The North American Electric Reliability Corp. on Sept. 4 revealed details of a March cyberattack that caused an electric utility’s control center in the western U.S. to briefly lose connections with parts of its system.
This marks the first time NERC has reported remote hackers interfered with U.S. grid networks.
In a “lessons learned” section on the organization’s website aimed at utility operators, NERC reported that a vulnerability in the perimeter firewalls protecting communications between the utility’s control center and multiple remote generation sites, and between equipment on these sites, was exploited. The hack “allowing an unauthenticated attacker to cause unexpected reboots of the devices.”
NERC says the attack resulted in a denial of service “at a low-impact control center and multiple remote, low-impact generation sites,” and communications outages of under five-minute durations between field devices, and between the sites and the control center.
The March 5 event was first reported by E&E News in April.
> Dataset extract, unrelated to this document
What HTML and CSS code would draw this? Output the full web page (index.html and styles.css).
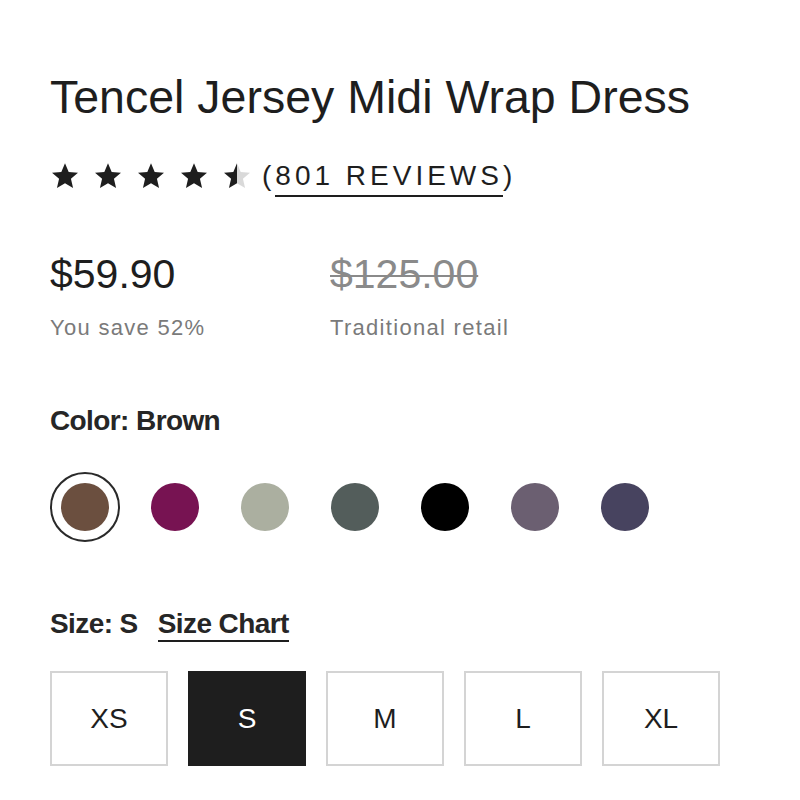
FILE: index.html
```html
<!DOCTYPE html>
<html lang="en">
<head>
<meta charset="utf-8">
<title>Tencel Jersey Midi Wrap Dress</title>
<link rel="stylesheet" href="styles.css">
</head>
<body>
<main class="product">
  <h1 class="title">Tencel Jersey Midi Wrap Dress</h1>

  <div class="rating">
    <div class="stars">
      <svg class="star" viewBox="0 0 24 24"><path d="M12 1.8l2.95 6.9 7.45.65-5.65 4.9 1.7 7.3L12 17.7l-6.45 3.85 1.7-7.3-5.65-4.9 7.45-.65z"/></svg>
      <svg class="star" viewBox="0 0 24 24"><path d="M12 1.8l2.95 6.9 7.45.65-5.65 4.9 1.7 7.3L12 17.7l-6.45 3.85 1.7-7.3-5.65-4.9 7.45-.65z"/></svg>
      <svg class="star" viewBox="0 0 24 24"><path d="M12 1.8l2.95 6.9 7.45.65-5.65 4.9 1.7 7.3L12 17.7l-6.45 3.85 1.7-7.3-5.65-4.9 7.45-.65z"/></svg>
      <svg class="star" viewBox="0 0 24 24"><path d="M12 1.8l2.95 6.9 7.45.65-5.65 4.9 1.7 7.3L12 17.7l-6.45 3.85 1.7-7.3-5.65-4.9 7.45-.65z"/></svg>
      <svg class="star" viewBox="0 0 24 24">
        <defs>
          <linearGradient id="half">
            <stop offset="50%" stop-color="#1e1e1e"/>
            <stop offset="50%" stop-color="#d9d9d9"/>
          </linearGradient>
        </defs>
        <path fill="url(#half)" d="M12 1.8l2.95 6.9 7.45.65-5.65 4.9 1.7 7.3L12 17.7l-6.45 3.85 1.7-7.3-5.65-4.9 7.45-.65z"/>
      </svg>
    </div>
    <a class="reviews" href="#reviews">(<span class="reviews-link">801 REVIEWS</span>)</a>
  </div>

  <div class="prices">
    <div class="price-col">
      <div class="price">$59.90</div>
      <div class="price-note">You save 52%</div>
    </div>
    <div class="price-col">
      <div class="price price-old">$125.00</div>
      <div class="price-note">Traditional retail</div>
    </div>
  </div>

  <div class="option-label">Color: Brown</div>
  <div class="swatches">
    <span class="swatch selected"><span class="dot brown"></span></span>
    <span class="swatch"><span class="dot plum"></span></span>
    <span class="swatch"><span class="dot sage"></span></span>
    <span class="swatch"><span class="dot slate"></span></span>
    <span class="swatch"><span class="dot black"></span></span>
    <span class="swatch"><span class="dot mauve"></span></span>
    <span class="swatch"><span class="dot navy"></span></span>
  </div>

  <div class="option-label size-label">Size: S <a class="size-chart" href="#size-chart">Size Chart</a></div>
  <div class="sizes">
    <button class="size">XS</button>
    <button class="size active">S</button>
    <button class="size">M</button>
    <button class="size">L</button>
    <button class="size">XL</button>
  </div>
</main>
</body>
</html>
```

FILE: styles.css
```css
* {
  box-sizing: border-box;
}

body {
  margin: 0;
  background: #fff;
  color: #222;
  font-family: "Liberation Sans", Arial, sans-serif;
}

.product {
  padding: 70px 0 0 50px;
}

.title {
  margin: 0;
  font-size: 46.5px;
  font-weight: 400;
  line-height: 55px;
  color: #1e1e1e;
}

/* rating row */
.rating {
  display: flex;
  align-items: center;
  height: 36px;
  margin-top: 33px;
}

.stars {
  display: flex;
  gap: 13px;
}

.star {
  width: 30px;
  height: 30px;
  fill: #1e1e1e;
}

.reviews {
  margin-left: 10px;
  font-size: 28px;
  letter-spacing: 4px;
  color: #1e1e1e;
  text-decoration: none;
}

.reviews-link {
  padding-bottom: 4px;
  border-bottom: 2px solid #1e1e1e;
}

/* prices */
.prices {
  display: flex;
  margin-top: 56px;
}

.price-col {
  width: 280px;
}

.price {
  font-size: 41px;
  line-height: 48px;
  color: #1e1e1e;
}

.price-old {
  color: #8a8a8a;
  text-decoration: line-through;
  text-decoration-thickness: 2px;
}

.price-note {
  margin-top: 17px;
  font-size: 22px;
  line-height: 26px;
  letter-spacing: 1.3px;
  color: #7a7a7a;
}

/* options */
.option-label {
  margin-top: 64px;
  font-size: 28px;
  line-height: 32px;
  font-weight: 700;
  letter-spacing: -0.6px;
  color: #262626;
}

.swatches {
  display: flex;
  gap: 20px;
  margin-top: 35px;
}

.swatch {
  display: flex;
  align-items: center;
  justify-content: center;
  width: 70px;
  height: 70px;
  border-radius: 50%;
  border: 2px solid transparent;
}

.swatch.selected {
  border-color: #2a2a2a;
}

.dot {
  width: 48px;
  height: 48px;
  border-radius: 50%;
}

.brown { background: #6b4f3f; }
.plum  { background: #771352; }
.sage  { background: #abafa0; }
.slate { background: #535d5b; }
.black { background: #000; }
.mauve { background: #6b5f71; }
.navy  { background: #47435f; }

.size-label {
  margin-top: 66px;
}

.size-chart {
  margin-left: 13px;
  padding-bottom: 1px;
  color: #262626;
  text-decoration: none;
  border-bottom: 2px solid #1e1e1e;
}

.sizes {
  display: flex;
  gap: 20px;
  margin-top: 31px;
}

.size {
  width: 118px;
  height: 95px;
  padding: 0;
  border: 2px solid #d4d4d4;
  background: #fff;
  color: #1e1e1e;
  font-family: "Liberation Sans", Arial, sans-serif;
  font-size: 28px;
}

.size.active {
  background: #1e1e1e;
  border-color: #1e1e1e;
  color: #fff;
}
```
It affected California, Utah and Wyoming.
NERC says the attack had no impact on generation, but the utility’s monitoring system detected multiple communications interruptions at different sites over a 10-hour period.
A subsequent investigation revealed the cause, but not the source, of the intrusion.
NERC urges all utilities to have as few internet-facing devices as possible. They should also use a layered defense and employ redundancies for resilience.
NERC says the utility, which has not been publicly identified, implemented a firmware update to the firewall, which had been released prior to the incident, and has secured the breach. It is reviewing its patch approval procedures, NERC adds.